→ EXERCISE REQUIREMENTS: Check every line in the records below for the word "styles" and report how many have it, nothing more.

→ SUPPLIED DATA:
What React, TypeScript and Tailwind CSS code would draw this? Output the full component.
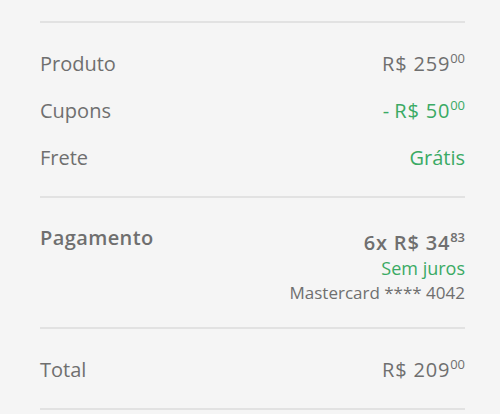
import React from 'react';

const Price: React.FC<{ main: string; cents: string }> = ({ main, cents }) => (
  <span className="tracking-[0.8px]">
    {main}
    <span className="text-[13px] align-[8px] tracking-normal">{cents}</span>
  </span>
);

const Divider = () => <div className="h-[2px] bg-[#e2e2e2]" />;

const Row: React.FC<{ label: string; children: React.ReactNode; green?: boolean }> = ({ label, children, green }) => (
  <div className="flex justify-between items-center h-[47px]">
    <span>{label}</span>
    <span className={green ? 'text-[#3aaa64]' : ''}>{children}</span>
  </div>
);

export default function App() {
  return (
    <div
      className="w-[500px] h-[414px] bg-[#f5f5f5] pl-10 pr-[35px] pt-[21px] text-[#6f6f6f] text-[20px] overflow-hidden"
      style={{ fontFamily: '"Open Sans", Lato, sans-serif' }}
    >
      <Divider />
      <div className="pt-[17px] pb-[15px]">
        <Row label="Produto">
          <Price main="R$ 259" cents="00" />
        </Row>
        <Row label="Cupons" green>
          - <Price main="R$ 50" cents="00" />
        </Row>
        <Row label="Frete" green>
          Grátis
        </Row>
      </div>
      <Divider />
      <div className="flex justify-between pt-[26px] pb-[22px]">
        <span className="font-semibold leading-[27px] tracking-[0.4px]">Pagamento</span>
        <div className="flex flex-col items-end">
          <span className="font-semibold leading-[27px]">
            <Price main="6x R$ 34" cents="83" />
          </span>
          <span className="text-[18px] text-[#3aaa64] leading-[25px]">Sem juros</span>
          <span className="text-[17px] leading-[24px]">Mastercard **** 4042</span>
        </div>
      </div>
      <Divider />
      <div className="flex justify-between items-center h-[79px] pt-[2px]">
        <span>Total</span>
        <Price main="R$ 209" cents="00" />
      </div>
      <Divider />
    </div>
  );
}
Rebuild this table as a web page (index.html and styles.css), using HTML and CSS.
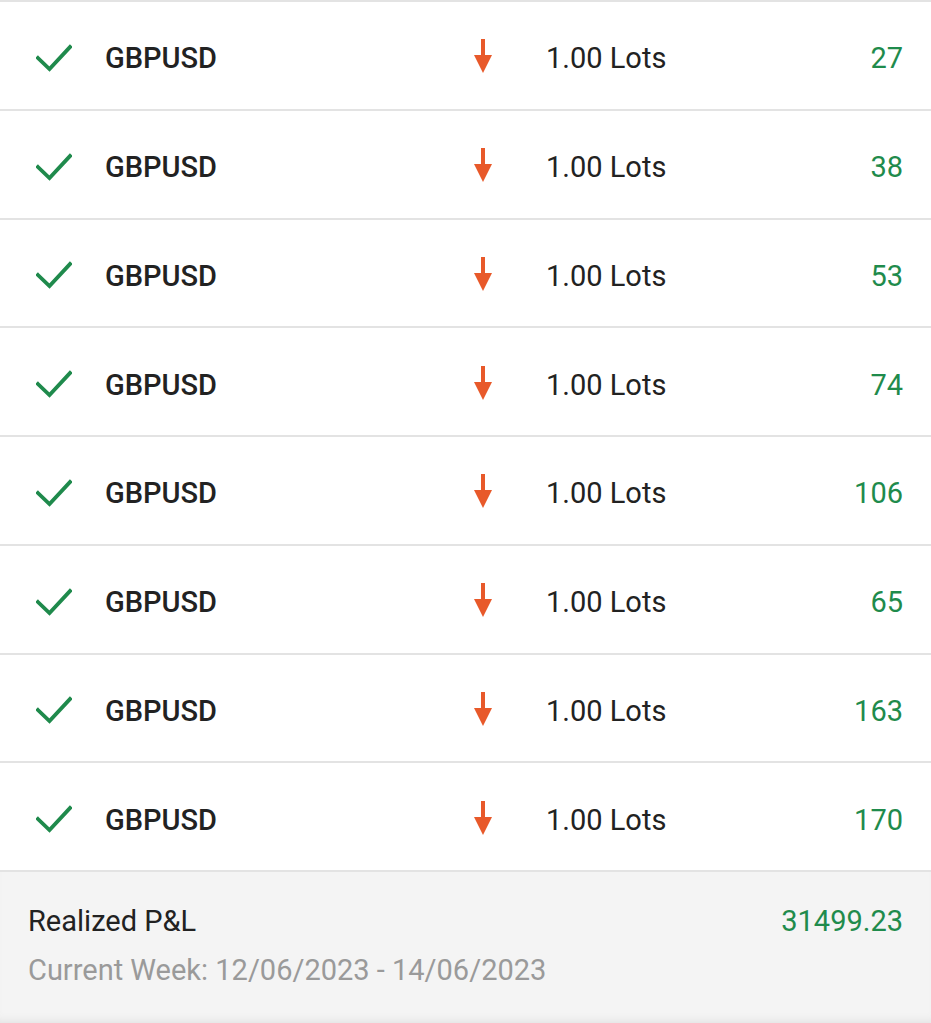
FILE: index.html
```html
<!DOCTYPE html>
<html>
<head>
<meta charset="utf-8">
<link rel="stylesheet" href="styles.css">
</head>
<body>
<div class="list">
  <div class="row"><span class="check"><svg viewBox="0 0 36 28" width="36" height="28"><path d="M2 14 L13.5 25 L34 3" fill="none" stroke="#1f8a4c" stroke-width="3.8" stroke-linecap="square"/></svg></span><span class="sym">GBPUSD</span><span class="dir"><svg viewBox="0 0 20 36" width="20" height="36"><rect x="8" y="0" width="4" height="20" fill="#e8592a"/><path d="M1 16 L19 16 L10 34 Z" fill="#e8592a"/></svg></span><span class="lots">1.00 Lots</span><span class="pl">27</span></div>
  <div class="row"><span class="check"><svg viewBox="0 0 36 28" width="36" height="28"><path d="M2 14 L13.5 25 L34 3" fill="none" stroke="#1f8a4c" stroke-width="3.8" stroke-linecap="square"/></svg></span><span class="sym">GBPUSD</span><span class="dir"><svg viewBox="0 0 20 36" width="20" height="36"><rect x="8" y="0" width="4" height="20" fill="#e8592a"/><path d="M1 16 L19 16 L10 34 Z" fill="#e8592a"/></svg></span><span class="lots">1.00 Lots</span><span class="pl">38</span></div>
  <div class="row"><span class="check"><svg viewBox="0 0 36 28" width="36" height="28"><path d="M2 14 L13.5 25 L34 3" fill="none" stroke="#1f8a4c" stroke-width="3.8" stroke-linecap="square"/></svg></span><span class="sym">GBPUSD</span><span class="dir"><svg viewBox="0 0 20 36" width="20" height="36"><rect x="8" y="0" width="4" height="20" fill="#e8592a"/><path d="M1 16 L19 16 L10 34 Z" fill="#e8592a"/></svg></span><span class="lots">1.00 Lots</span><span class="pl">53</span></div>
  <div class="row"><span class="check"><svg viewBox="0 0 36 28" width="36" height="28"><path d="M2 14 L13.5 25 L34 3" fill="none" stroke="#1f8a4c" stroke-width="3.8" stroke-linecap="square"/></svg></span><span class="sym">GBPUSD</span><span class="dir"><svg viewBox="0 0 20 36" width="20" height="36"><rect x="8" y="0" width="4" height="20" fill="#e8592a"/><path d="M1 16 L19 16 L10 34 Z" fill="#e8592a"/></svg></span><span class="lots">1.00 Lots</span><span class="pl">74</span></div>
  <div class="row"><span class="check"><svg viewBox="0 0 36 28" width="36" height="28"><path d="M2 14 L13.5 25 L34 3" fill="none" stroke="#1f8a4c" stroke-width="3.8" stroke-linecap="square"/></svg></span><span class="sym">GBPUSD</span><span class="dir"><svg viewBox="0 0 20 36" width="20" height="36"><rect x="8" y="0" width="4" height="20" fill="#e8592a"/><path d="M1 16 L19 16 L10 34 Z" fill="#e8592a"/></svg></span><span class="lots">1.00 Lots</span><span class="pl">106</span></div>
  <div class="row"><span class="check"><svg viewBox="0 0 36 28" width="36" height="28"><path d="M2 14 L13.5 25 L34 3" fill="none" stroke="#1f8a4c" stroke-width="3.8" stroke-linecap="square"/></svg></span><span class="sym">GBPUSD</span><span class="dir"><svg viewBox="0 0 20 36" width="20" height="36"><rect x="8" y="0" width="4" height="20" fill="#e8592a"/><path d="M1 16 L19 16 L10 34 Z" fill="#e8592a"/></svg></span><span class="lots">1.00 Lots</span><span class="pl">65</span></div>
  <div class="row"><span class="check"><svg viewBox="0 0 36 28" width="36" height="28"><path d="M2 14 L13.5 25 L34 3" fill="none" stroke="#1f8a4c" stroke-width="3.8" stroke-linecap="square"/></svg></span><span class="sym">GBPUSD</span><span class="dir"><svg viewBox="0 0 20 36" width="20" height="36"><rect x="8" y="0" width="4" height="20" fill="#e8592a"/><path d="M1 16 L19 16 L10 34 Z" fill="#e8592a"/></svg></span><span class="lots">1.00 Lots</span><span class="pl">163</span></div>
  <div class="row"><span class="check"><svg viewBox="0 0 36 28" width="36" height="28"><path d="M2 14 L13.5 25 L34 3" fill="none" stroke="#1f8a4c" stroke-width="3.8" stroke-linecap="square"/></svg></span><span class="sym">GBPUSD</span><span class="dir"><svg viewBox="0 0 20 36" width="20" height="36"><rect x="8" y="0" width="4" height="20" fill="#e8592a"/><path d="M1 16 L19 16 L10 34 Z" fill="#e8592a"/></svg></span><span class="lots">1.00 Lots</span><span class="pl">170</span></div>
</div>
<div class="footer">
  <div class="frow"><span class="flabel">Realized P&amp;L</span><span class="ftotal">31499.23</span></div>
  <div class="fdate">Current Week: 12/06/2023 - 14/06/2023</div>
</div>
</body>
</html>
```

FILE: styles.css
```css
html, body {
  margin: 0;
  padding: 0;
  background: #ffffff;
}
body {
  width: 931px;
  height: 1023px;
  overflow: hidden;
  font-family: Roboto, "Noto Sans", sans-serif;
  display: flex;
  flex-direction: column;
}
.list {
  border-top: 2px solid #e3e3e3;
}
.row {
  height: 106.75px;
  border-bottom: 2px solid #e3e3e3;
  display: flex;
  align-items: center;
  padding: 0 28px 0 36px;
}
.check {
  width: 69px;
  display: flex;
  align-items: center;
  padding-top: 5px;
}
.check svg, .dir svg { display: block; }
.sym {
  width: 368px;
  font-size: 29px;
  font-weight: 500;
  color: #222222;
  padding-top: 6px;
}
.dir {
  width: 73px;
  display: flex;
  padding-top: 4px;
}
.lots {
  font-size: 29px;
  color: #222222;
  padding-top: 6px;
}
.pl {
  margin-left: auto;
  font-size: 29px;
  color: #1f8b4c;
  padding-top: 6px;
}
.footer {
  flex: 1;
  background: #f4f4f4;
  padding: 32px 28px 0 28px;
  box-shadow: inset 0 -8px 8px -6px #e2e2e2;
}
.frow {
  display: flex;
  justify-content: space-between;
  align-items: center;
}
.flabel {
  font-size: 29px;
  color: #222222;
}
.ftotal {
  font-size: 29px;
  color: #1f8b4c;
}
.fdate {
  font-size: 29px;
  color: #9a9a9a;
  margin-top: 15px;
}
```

→ EXERCISE RESULT: 3